• _WHAT YOU HAVE TO DO_
All of the material below is to be restated word for word, apart from the pictures.

• _INFORMATION SUPPLIED_
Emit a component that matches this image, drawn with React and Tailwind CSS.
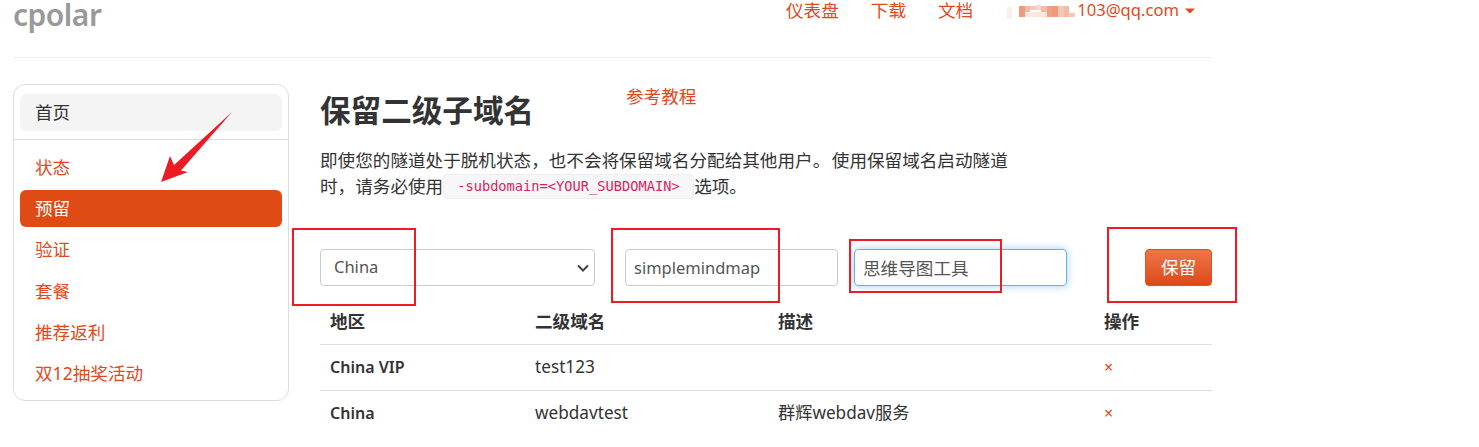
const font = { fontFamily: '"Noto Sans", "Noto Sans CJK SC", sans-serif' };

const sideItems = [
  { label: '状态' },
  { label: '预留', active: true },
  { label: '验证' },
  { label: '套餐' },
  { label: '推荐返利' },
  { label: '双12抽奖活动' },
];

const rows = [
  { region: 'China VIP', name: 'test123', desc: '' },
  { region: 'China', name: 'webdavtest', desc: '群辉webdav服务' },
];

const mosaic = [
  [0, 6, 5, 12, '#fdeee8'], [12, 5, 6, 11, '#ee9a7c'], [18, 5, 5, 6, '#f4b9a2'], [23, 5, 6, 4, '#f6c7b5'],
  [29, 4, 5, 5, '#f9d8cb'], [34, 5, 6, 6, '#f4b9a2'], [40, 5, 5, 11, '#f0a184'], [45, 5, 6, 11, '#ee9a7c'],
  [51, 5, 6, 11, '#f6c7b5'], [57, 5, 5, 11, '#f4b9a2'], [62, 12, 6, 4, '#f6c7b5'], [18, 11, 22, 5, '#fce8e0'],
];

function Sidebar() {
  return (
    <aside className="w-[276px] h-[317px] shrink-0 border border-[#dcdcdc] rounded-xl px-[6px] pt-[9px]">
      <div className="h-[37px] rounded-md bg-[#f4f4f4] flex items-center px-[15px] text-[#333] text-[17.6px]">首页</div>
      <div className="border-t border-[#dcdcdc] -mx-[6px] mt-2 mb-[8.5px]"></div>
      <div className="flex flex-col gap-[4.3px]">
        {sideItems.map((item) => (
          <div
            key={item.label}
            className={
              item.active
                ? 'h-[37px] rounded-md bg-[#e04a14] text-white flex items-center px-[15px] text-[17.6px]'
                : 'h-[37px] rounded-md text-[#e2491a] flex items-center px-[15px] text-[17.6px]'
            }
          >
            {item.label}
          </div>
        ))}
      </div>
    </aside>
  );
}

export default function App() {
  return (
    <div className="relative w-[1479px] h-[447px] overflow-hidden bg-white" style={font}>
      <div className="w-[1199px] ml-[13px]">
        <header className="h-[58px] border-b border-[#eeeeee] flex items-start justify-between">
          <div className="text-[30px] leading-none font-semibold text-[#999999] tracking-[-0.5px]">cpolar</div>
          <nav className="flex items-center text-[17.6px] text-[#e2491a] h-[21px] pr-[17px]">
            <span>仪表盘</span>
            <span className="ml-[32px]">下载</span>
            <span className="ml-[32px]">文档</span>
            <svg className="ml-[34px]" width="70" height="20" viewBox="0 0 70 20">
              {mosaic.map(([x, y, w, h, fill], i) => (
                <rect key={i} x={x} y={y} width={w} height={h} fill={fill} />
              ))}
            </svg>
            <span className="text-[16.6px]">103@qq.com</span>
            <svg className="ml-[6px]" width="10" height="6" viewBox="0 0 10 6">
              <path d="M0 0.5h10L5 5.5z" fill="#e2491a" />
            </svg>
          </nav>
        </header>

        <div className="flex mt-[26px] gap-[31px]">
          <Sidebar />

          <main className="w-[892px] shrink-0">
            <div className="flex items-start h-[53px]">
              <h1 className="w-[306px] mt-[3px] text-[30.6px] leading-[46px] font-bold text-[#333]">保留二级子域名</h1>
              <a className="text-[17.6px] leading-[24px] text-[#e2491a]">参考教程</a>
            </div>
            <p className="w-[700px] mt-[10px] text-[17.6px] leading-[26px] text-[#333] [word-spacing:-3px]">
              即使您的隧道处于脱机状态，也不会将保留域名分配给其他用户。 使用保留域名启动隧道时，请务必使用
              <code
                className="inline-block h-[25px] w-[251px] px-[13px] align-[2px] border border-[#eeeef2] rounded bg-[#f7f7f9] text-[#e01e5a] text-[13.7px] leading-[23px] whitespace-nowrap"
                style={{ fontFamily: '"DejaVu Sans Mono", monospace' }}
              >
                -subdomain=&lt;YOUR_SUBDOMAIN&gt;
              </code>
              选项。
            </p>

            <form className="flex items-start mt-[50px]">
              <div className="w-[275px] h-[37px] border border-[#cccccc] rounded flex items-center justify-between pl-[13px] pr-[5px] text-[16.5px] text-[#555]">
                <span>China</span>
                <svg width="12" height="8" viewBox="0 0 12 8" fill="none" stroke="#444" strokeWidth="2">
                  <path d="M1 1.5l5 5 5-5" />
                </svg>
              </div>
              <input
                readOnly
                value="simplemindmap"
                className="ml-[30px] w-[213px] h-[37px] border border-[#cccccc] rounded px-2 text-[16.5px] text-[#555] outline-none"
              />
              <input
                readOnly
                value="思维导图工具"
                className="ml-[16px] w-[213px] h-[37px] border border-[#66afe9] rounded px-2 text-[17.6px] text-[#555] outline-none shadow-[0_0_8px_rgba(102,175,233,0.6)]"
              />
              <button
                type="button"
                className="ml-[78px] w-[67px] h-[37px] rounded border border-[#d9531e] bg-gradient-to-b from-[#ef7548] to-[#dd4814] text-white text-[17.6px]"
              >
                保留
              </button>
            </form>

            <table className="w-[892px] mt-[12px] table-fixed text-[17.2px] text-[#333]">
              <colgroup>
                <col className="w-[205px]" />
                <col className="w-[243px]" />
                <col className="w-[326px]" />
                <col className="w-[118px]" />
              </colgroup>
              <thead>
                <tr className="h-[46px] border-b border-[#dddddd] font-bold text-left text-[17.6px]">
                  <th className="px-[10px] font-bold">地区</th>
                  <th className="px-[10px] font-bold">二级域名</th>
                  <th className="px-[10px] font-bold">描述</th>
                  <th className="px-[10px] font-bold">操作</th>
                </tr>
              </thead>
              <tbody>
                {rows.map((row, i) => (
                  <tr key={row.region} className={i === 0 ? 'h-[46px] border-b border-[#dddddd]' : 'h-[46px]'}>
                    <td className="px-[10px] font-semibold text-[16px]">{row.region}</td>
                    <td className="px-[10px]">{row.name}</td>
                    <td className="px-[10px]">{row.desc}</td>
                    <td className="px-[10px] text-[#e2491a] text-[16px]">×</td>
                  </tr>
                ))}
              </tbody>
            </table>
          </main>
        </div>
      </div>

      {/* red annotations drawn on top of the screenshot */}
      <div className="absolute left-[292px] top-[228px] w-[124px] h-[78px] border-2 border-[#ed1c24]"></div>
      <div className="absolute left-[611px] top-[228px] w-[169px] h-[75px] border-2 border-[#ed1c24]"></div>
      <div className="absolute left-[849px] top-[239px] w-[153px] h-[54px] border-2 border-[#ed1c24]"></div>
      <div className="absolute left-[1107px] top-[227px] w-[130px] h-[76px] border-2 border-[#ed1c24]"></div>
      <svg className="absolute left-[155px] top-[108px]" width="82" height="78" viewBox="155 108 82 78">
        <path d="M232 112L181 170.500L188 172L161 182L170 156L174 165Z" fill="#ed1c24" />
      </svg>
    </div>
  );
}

• _EXPECTED ANSWER_
Emit a component that matches this image, drawn with React and Tailwind CSS.
const font = { fontFamily: '"Noto Sans", "Noto Sans CJK SC", sans-serif' };

const sideItems = [
  { label: '状态' },
  { label: '预留', active: true },
  { label: '验证' },
  { label: '套餐' },
  { label: '推荐返利' },
  { label: '双12抽奖活动' },
];

const rows = [
  { region: 'China VIP', name: 'test123', desc: '' },
  { region: 'China', name: 'webdavtest', desc: '群辉webdav服务' },
];

const mosaic = [
  [0, 6, 5, 12, '#fdeee8'], [12, 5, 6, 11, '#ee9a7c'], [18, 5, 5, 6, '#f4b9a2'], [23, 5, 6, 4, '#f6c7b5'],
  [29, 4, 5, 5, '#f9d8cb'], [34, 5, 6, 6, '#f4b9a2'], [40, 5, 5, 11, '#f0a184'], [45, 5, 6, 11, '#ee9a7c'],
  [51, 5, 6, 11, '#f6c7b5'], [57, 5, 5, 11, '#f4b9a2'], [62, 12, 6, 4, '#f6c7b5'], [18, 11, 22, 5, '#fce8e0'],
];

function Sidebar() {
  return (
    <aside className="w-[276px] h-[317px] shrink-0 border border-[#dcdcdc] rounded-xl px-[6px] pt-[9px]">
      <div className="h-[37px] rounded-md bg-[#f4f4f4] flex items-center px-[15px] text-[#333] text-[17.6px]">首页</div>
      <div className="border-t border-[#dcdcdc] -mx-[6px] mt-2 mb-[8.5px]"></div>
      <div className="flex flex-col gap-[4.3px]">
        {sideItems.map((item) => (
          <div
            key={item.label}
            className={
              item.active
                ? 'h-[37px] rounded-md bg-[#e04a14] text-white flex items-center px-[15px] text-[17.6px]'
                : 'h-[37px] rounded-md text-[#e2491a] flex items-center px-[15px] text-[17.6px]'
            }
          >
            {item.label}
          </div>
        ))}
      </div>
    </aside>
  );
}

export default function App() {
  return (
    <div className="relative w-[1479px] h-[447px] overflow-hidden bg-white" style={font}>
      <div className="w-[1199px] ml-[13px]">
        <header className="h-[58px] border-b border-[#eeeeee] flex items-start justify-between">
          <div className="text-[30px] leading-none font-semibold text-[#999999] tracking-[-0.5px]">cpolar</div>
          <nav className="flex items-center text-[17.6px] text-[#e2491a] h-[21px] pr-[17px]">
            <span>仪表盘</span>
            <span className="ml-[32px]">下载</span>
            <span className="ml-[32px]">文档</span>
            <svg className="ml-[34px]" width="70" height="20" viewBox="0 0 70 20">
              {mosaic.map(([x, y, w, h, fill], i) => (
                <rect key={i} x={x} y={y} width={w} height={h} fill={fill} />
              ))}
            </svg>
            <span className="text-[16.6px]">103@qq.com</span>
            <svg className="ml-[6px]" width="10" height="6" viewBox="0 0 10 6">
              <path d="M0 0.5h10L5 5.5z" fill="#e2491a" />
            </svg>
          </nav>
        </header>

        <div className="flex mt-[26px] gap-[31px]">
          <Sidebar />

          <main className="w-[892px] shrink-0">
            <div className="flex items-start h-[53px]">
              <h1 className="w-[306px] mt-[3px] text-[30.6px] leading-[46px] font-bold text-[#333]">保留二级子域名</h1>
              <a className="text-[17.6px] leading-[24px] text-[#e2491a]">参考教程</a>
            </div>
            <p className="w-[700px] mt-[10px] text-[17.6px] leading-[26px] text-[#333] [word-spacing:-3px]">
              即使您的隧道处于脱机状态，也不会将保留域名分配给其他用户。 使用保留域名启动隧道时，请务必使用
              <code
                className="inline-block h-[25px] w-[251px] px-[13px] align-[2px] border border-[#eeeef2] rounded bg-[#f7f7f9] text-[#e01e5a] text-[13.7px] leading-[23px] whitespace-nowrap"
                style={{ fontFamily: '"DejaVu Sans Mono", monospace' }}
              >
                -subdomain=&lt;YOUR_SUBDOMAIN&gt;
              </code>
              选项。
            </p>

            <form className="flex items-start mt-[50px]">
              <div className="w-[275px] h-[37px] border border-[#cccccc] rounded flex items-center justify-between pl-[13px] pr-[5px] text-[16.5px] text-[#555]">
                <span>China</span>
                <svg width="12" height="8" viewBox="0 0 12 8" fill="none" stroke="#444" strokeWidth="2">
                  <path d="M1 1.5l5 5 5-5" />
                </svg>
              </div>
              <input
                readOnly
                value="simplemindmap"
                className="ml-[30px] w-[213px] h-[37px] border border-[#cccccc] rounded px-2 text-[16.5px] text-[#555] outline-none"
              />
              <input
                readOnly
                value="思维导图工具"
                className="ml-[16px] w-[213px] h-[37px] border border-[#66afe9] rounded px-2 text-[17.6px] text-[#555] outline-none shadow-[0_0_8px_rgba(102,175,233,0.6)]"
              />
              <button
                type="button"
                className="ml-[78px] w-[67px] h-[37px] rounded border border-[#d9531e] bg-gradient-to-b from-[#ef7548] to-[#dd4814] text-white text-[17.6px]"
              >
                保留
              </button>
            </form>

            <table className="w-[892px] mt-[12px] table-fixed text-[17.2px] text-[#333]">
              <colgroup>
                <col className="w-[205px]" />
                <col className="w-[243px]" />
                <col className="w-[326px]" />
                <col className="w-[118px]" />
              </colgroup>
              <thead>
                <tr className="h-[46px] border-b border-[#dddddd] font-bold text-left text-[17.6px]">
                  <th className="px-[10px] font-bold">地区</th>
                  <th className="px-[10px] font-bold">二级域名</th>
                  <th className="px-[10px] font-bold">描述</th>
                  <th className="px-[10px] font-bold">操作</th>
                </tr>
              </thead>
              <tbody>
                {rows.map((row, i) => (
                  <tr key={row.region} className={i === 0 ? 'h-[46px] border-b border-[#dddddd]' : 'h-[46px]'}>
                    <td className="px-[10px] font-semibold text-[16px]">{row.region}</td>
                    <td className="px-[10px]">{row.name}</td>
                    <td className="px-[10px]">{row.desc}</td>
                    <td className="px-[10px] text-[#e2491a] text-[16px]">×</td>
                  </tr>
                ))}
              </tbody>
            </table>
          </main>
        </div>
      </div>

      {/* red annotations drawn on top of the screenshot */}
      <div className="absolute left-[292px] top-[228px] w-[124px] h-[78px] border-2 border-[#ed1c24]"></div>
      <div className="absolute left-[611px] top-[228px] w-[169px] h-[75px] border-2 border-[#ed1c24]"></div>
      <div className="absolute left-[849px] top-[239px] w-[153px] h-[54px] border-2 border-[#ed1c24]"></div>
      <div className="absolute left-[1107px] top-[227px] w-[130px] h-[76px] border-2 border-[#ed1c24]"></div>
      <svg className="absolute left-[155px] top-[108px]" width="82" height="78" viewBox="155 108 82 78">
        <path d="M232 112L181 170.500L188 172L161 182L170 156L174 165Z" fill="#ed1c24" />
      </svg>
    </div>
  );
}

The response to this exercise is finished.